The Offer is not being made, directly or indirectly, by use of mail or any other means or instrumentality (including, without limitation, facsimile transmission, electronic mail, telex, telephone and the internet) in or into Australia, Hong Kong, Japan, Canada, New Zealand, South Africa or the United States of America, and the Offer cannot be accepted by any such use, means, instrumentality or facility of, or from within Australia, Hong Kong, Japan, Canada, New Zealand, South Africa or the United States of America. Accordingly, this press release and any related Offer documentation are not being and should not be mailed or otherwise distributed, forwarded or sent in or into Australia, Hong Kong, Japan, Canada, New Zealand, South Africa or the United States of America.
H Intressenter will not deliver any consideration from the Offer into Australia, Hong Kong, Japan, Canada, New Zealand, South Africa or the United States of America.
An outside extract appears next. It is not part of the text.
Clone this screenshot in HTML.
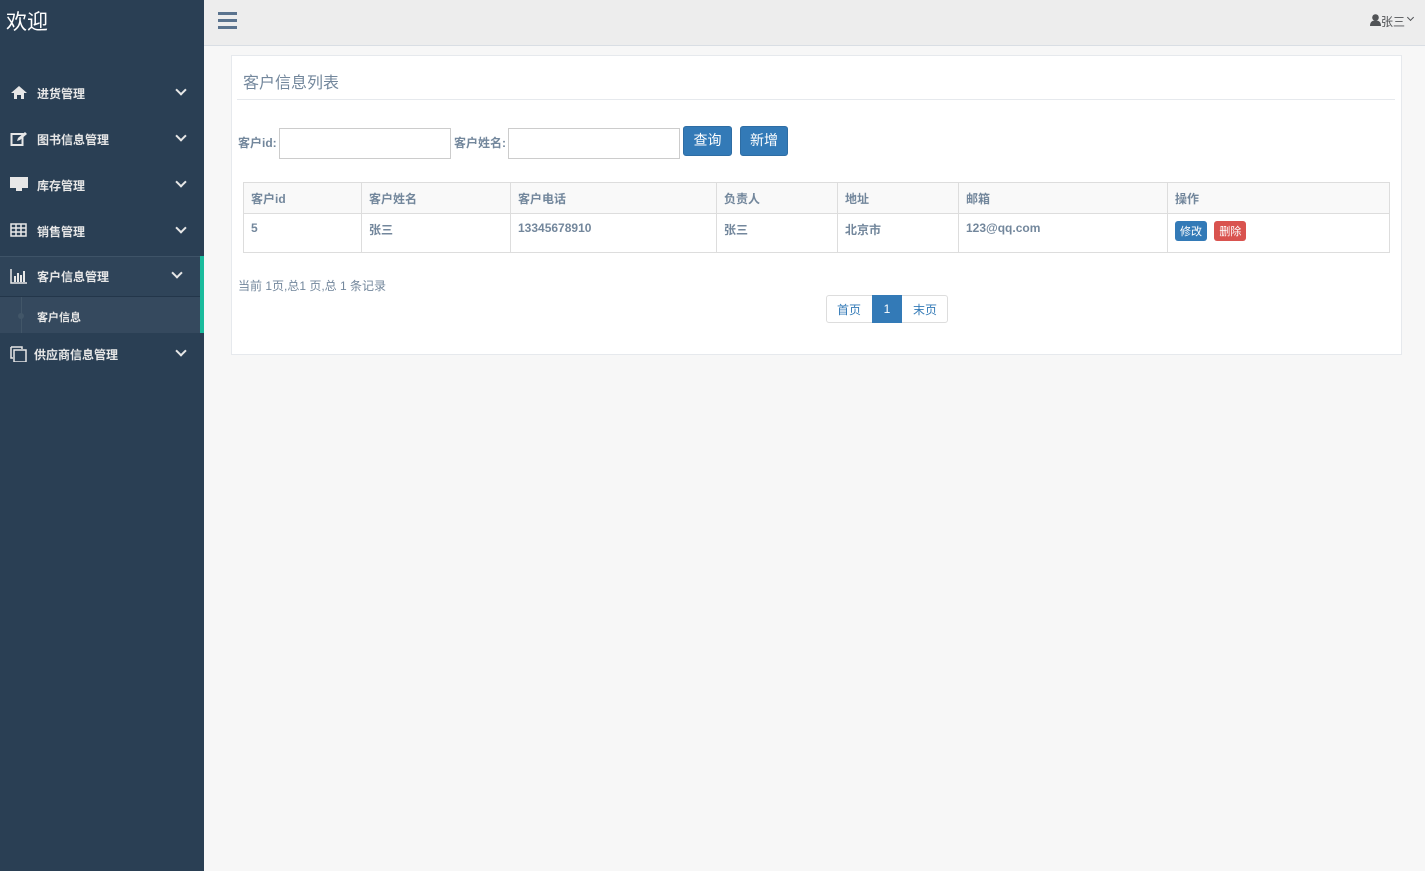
<!DOCTYPE html>
<html><head><meta charset="utf-8"><style>
*{box-sizing:border-box;margin:0;padding:0}
body{width:1425px;height:871px;background:#f7f7f7;font-family:"Liberation Sans","Noto Sans CJK SC",sans-serif;font-size:13px;color:#73879c;position:relative;overflow:hidden}
.side{position:absolute;left:0;top:0;width:204px;height:871px;background:#2a3f54;color:#ecf0f1}
.logo{position:absolute;left:6px;top:6px;font-size:21px;color:#fff}
.mi{position:absolute;left:0;width:204px;height:20px;font-size:12px;color:#e7e7e7;font-weight:bold}
.mi .ic{position:absolute;left:10px;top:0;width:18px;height:16px}
.mi .t{position:absolute;left:37px;top:0}
.mi .ch{position:absolute;left:177px;top:1px;width:8px;height:8px;border-right:2px solid #e7e7e7;border-bottom:2px solid #e7e7e7;transform:rotate(45deg)}
.top{position:absolute;left:204px;top:0;width:1221px;height:46px;background:#ededed;border-bottom:1px solid #d9dee4}
.panel{position:absolute;left:231px;top:55px;width:1171px;height:300px;background:#fff;border:1px solid #e6e9ed}
input{position:absolute;height:31px;border:1px solid #ccc;background:#fff}
.btn{position:absolute;height:30px;background:#337ab7;border:1px solid #2e6da4;border-radius:3px;color:#fff;font-size:14px;text-align:center;line-height:27px}
table{position:absolute;left:243px;top:182px;width:1147px;border-collapse:collapse;font-size:12px;color:#73879c}
td,th{border:1px solid #ddd;text-align:left;padding:0 7px;font-weight:bold}
th{height:31px;background:#f9f9f9;padding-top:0}
td{height:39px;vertical-align:top;padding-top:7px}
.sb{display:inline-block;color:#fff;font-size:11px;padding:2px 5px;border-radius:3px;font-weight:normal}
</style></head><body>
<div class="side">
<div class="logo">欢迎</div>
<div class="mi" style="top:85px"><svg class="ic" viewBox="0 0 18 16"><path d="M1 8 9 1l8 7h-3v6H11v-4H7v4H4V8z" fill="#e7e7e7"/></svg><span class="t">进货管理</span><span class="ch"></span></div>
<div class="mi" style="top:131px"><svg class="ic" viewBox="0 0 18 16"><rect x="1.5" y="3" width="11" height="11" fill="none" stroke="#e7e7e7" stroke-width="2"/><path d="M7 10l1-3 7-6 2 2-7 6z" fill="#e7e7e7"/></svg><span class="t">图书信息管理</span><span class="ch"></span></div>
<div class="mi" style="top:177px"><svg class="ic" viewBox="0 0 18 16"><rect x="0" y="0" width="18" height="11" fill="#e7e7e7"/><rect x="6" y="11" width="6" height="3" fill="#e7e7e7"/></svg><span class="t">库存管理</span><span class="ch"></span></div>
<div class="mi" style="top:223px"><svg class="ic" viewBox="0 0 18 16"><path d="M1 1h15v12H1zM1 5h15M1 9h15M6 1v12M11 1v12" fill="none" stroke="#e7e7e7" stroke-width="1.5"/></svg><span class="t">销售管理</span><span class="ch"></span></div>
<div style="position:absolute;left:0;top:256px;width:204px;height:41px;background:#2f4459;border-top:1px solid #3e5367;border-bottom:1px solid #23364a"></div>
<div style="position:absolute;left:0;top:297px;width:204px;height:36px;background:#35495e"></div>
<div style="position:absolute;left:200px;top:256px;width:4px;height:77px;background:#1abb9c"></div>
<div style="position:absolute;left:21px;top:297px;width:1px;height:36px;background:#425668"></div>
<div style="position:absolute;left:18px;top:313px;width:6px;height:6px;border-radius:3px;background:#425668"></div>
<div class="mi" style="top:268px"><svg class="ic" viewBox="0 0 18 16"><path d="M1 1v14h16" fill="none" stroke="#e7e7e7" stroke-width="1.5"/><path d="M4 8h2v6H4zM7 5h2v9H7zM10 7h2v7h-2zM13 3h2v11h-2z" fill="#e7e7e7"/></svg><span class="t">客户信息管理</span><span class="ch" style="left:173px"></span></div>
<div class="mi" style="top:309px;font-size:11px"><span class="t">客户信息</span></div>
<div class="mi" style="top:346px"><svg class="ic" viewBox="0 0 18 16"><path d="M1 1h11v2M1 1v11h2" fill="none" stroke="#e7e7e7" stroke-width="1.5"/><rect x="4" y="4" width="12" height="12" fill="none" stroke="#e7e7e7" stroke-width="1.5"/></svg><span class="t" style="left:34px">供应商信息管理</span><span class="ch"></span></div>
</div>
<div class="top">
<div style="position:absolute;left:14px;top:12px;width:19px;height:3px;background:#5a738e"></div>
<div style="position:absolute;left:14px;top:19px;width:19px;height:3px;background:#5a738e"></div>
<div style="position:absolute;left:14px;top:26px;width:19px;height:3px;background:#5a738e"></div>
<svg style="position:absolute;left:1166px;top:14px" width="11" height="12" viewBox="0 0 11 12"><circle cx="5.5" cy="3.5" r="3.3" fill="#515356"/><path d="M0 12c0-4 2-5.5 5.5-5.5S11 8 11 12z" fill="#515356"/></svg>
<div style="position:absolute;left:1177px;top:13px;font-size:12px;color:#515356">张三</div>
<div style="position:absolute;left:1204px;top:15px;width:5px;height:5px;border-right:1px solid #515356;border-bottom:1px solid #515356;transform:rotate(45deg)"></div>
</div>
<div class="panel">
<div style="position:absolute;left:11px;top:13px;font-size:16px;color:#73879c">客户信息列表</div>
<div style="position:absolute;left:5px;top:43px;width:1158px;height:1px;background:#e6e9ed"></div>
</div>
<div style="position:absolute;left:238px;top:134px;font-weight:bold;font-size:12px">客户id:</div>
<input style="left:279px;top:128px;width:172px">
<div style="position:absolute;left:454px;top:134px;font-weight:bold;font-size:12px">客户姓名:</div>
<input style="left:508px;top:128px;width:172px">
<div class="btn" style="left:683px;top:126px;width:49px">查询</div>
<div class="btn" style="left:740px;top:126px;width:48px">新增</div>
<table>
<tr><th style="width:118px">客户id</th><th style="width:149px">客户姓名</th><th style="width:206px">客户电话</th><th style="width:121px">负责人</th><th style="width:121px">地址</th><th style="width:209px">邮箱</th><th>操作</th></tr>
<tr><td>5</td><td>张三</td><td>13345678910</td><td>张三</td><td>北京市</td><td>123@qq.com</td><td style="padding-top:7px"><span class="sb" style="background:#337ab7">修改</span> <span class="sb" style="background:#d9534f;margin-left:4px">删除</span></td></tr>
</table>
<div style="position:absolute;left:238px;top:277px;font-size:12px">当前 1页,总1 页,总 1 条记录</div>
<div style="position:absolute;left:826px;top:295px;width:122px;height:28px;border:1px solid #ddd;border-radius:3px;font-size:12px;color:#337ab7">
<span style="position:absolute;left:10px;top:5px">首页</span>
<span style="position:absolute;left:45px;top:-1px;width:30px;height:28px;background:#337ab7;color:#fff;text-align:center;line-height:28px">1</span>
<span style="position:absolute;left:86px;top:5px">末页</span>
</div>
</body></html>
This press release is not being, and must not be, sent to shareholders with registered addresses in Australia, Hong Kong, Japan, Canada, New Zealand, South Africa or the United States of America. Banks, brokers, dealers and other nominees holding shares for persons in Australia, Hong Kong, Japan, Canada, New Zealand, South Africa or the United States of America must not forward this press release or any other document received in connection with the Offer to such persons.
This press release has been published in Swedish and English. In the event of any discrepancy in content between the two language versions, the Swedish version shall prevail.